(Rows from a dataset of pages and code)
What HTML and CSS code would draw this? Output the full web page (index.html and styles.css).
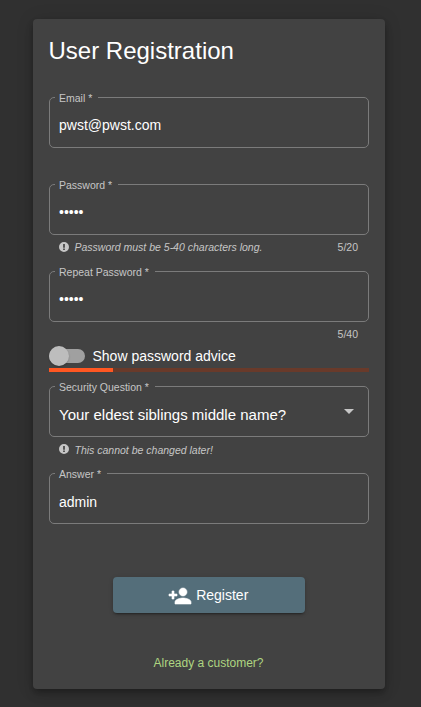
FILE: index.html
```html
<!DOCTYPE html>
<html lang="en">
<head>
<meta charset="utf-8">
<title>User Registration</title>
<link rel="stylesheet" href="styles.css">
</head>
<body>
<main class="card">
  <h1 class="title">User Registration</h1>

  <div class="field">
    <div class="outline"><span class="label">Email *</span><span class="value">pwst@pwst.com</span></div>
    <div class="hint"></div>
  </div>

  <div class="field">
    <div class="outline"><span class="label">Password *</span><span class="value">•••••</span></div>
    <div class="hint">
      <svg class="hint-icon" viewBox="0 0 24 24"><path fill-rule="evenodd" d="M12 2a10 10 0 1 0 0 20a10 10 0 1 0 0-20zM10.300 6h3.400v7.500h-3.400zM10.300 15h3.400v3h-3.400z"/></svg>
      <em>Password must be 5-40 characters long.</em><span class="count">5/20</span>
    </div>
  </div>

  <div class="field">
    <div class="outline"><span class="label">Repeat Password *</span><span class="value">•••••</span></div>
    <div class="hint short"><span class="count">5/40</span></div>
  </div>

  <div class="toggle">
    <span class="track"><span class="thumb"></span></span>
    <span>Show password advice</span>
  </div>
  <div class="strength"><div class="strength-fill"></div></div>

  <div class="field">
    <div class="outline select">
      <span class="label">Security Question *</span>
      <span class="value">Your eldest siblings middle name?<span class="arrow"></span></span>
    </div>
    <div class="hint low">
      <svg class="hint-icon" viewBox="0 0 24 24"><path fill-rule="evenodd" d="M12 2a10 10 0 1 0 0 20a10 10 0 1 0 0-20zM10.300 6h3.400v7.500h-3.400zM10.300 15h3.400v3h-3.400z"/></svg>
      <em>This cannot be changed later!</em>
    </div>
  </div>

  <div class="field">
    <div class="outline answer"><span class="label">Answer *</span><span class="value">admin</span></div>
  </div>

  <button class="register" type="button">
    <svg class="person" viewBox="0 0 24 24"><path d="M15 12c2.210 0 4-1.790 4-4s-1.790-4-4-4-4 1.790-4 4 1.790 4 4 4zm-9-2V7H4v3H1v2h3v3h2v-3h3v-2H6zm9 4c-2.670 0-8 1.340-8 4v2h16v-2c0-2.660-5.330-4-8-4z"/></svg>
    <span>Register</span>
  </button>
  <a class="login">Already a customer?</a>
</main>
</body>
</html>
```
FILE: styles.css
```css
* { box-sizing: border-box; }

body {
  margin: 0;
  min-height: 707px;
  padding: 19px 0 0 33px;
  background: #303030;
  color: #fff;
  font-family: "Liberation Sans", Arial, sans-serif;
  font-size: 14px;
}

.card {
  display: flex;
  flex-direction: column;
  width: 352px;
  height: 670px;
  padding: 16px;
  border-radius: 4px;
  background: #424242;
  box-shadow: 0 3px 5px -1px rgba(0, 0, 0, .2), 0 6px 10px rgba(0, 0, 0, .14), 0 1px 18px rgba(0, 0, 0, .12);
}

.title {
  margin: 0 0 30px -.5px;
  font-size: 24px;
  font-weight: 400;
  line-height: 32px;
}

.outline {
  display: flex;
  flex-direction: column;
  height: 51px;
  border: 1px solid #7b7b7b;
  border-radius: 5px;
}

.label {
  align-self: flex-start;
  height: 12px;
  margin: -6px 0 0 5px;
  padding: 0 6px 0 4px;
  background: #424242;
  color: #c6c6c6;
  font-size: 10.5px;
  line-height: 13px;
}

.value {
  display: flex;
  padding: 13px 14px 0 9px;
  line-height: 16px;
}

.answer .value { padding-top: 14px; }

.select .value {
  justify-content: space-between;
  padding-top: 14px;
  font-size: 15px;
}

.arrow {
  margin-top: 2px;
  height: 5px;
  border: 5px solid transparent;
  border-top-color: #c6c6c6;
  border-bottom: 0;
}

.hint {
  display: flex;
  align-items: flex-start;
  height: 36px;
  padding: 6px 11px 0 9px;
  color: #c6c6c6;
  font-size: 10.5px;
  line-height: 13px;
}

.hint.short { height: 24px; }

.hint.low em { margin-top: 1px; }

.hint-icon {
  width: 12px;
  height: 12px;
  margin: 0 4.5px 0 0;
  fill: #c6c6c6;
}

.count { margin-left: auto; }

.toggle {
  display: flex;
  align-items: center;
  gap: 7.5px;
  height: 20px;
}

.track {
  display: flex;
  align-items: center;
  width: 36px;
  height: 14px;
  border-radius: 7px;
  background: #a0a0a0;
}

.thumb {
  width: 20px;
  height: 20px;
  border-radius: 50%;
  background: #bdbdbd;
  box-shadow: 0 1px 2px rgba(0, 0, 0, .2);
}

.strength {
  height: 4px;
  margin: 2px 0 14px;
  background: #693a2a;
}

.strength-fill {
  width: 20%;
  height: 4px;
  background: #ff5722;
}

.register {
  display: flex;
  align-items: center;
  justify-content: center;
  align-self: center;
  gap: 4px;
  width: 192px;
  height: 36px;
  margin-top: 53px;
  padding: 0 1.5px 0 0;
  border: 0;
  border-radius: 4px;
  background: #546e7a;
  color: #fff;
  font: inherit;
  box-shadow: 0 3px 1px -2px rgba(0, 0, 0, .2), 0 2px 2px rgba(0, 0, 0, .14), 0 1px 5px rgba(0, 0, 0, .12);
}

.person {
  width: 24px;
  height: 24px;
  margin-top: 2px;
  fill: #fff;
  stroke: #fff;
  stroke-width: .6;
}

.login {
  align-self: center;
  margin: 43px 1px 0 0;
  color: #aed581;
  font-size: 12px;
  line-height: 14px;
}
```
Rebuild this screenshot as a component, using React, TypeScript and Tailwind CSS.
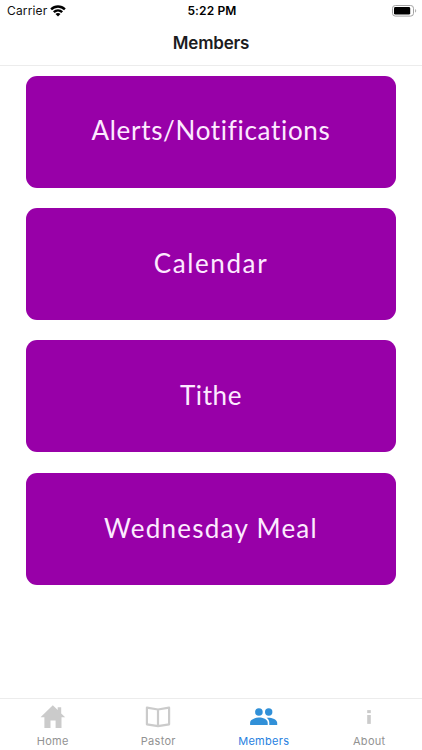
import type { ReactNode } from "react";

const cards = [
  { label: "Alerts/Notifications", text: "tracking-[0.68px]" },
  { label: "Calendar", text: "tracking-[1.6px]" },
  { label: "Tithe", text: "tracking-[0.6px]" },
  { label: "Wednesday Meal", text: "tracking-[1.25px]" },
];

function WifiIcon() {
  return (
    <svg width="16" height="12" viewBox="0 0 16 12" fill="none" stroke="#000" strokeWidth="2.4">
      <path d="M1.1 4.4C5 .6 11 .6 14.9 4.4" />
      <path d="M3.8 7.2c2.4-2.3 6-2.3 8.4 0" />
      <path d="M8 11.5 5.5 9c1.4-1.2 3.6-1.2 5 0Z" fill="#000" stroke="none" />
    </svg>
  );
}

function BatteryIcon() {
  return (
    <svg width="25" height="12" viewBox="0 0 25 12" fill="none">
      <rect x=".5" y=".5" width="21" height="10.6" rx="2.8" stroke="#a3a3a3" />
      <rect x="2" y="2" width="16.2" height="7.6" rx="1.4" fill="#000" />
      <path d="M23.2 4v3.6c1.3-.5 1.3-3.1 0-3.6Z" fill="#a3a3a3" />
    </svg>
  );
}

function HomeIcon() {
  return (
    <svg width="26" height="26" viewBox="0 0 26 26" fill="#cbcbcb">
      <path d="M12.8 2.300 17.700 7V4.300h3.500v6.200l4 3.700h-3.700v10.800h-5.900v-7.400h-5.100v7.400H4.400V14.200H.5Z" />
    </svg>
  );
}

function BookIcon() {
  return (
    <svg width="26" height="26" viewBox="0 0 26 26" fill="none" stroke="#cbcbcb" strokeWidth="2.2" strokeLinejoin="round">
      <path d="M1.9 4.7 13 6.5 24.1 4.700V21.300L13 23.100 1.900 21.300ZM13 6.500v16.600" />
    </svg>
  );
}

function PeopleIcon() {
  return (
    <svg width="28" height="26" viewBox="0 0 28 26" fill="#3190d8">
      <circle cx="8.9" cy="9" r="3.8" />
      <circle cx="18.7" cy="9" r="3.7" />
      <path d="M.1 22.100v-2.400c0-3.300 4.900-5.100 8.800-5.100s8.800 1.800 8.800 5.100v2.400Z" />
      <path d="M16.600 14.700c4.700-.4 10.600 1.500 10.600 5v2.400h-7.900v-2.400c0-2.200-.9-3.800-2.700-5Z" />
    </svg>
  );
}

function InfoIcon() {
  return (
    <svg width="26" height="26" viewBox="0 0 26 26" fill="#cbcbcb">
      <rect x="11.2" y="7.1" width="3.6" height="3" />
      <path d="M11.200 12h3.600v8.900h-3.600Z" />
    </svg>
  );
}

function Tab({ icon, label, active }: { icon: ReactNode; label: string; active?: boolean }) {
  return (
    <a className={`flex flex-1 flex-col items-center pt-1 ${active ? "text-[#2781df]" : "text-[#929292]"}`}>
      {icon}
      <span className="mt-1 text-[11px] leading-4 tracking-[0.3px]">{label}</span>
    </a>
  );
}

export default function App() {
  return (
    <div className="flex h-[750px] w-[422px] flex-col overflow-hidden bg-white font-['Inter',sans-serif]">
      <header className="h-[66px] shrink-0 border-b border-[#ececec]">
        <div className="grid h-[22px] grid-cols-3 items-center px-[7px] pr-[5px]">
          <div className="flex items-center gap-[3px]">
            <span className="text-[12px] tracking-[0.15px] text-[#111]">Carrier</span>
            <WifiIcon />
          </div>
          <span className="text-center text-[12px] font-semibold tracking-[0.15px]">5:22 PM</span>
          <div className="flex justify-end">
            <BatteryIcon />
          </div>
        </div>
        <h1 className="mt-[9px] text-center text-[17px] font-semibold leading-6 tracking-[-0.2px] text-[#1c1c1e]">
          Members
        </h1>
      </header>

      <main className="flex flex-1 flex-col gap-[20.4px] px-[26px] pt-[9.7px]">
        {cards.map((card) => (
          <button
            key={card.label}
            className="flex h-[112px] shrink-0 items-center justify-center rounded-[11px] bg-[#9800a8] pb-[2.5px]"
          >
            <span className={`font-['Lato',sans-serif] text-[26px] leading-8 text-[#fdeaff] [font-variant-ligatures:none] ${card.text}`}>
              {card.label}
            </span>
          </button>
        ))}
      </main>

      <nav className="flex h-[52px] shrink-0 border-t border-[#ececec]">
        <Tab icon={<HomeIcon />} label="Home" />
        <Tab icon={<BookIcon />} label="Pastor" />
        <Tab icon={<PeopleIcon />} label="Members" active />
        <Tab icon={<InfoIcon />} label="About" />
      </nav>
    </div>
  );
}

Your task:
Filter out all lines lacking the word "styles" and copy the rest.

Complete response:
What HTML and CSS code would draw this? Output the full web page (index.html and styles.css).
<link rel="stylesheet" href="styles.css">
FILE: styles.css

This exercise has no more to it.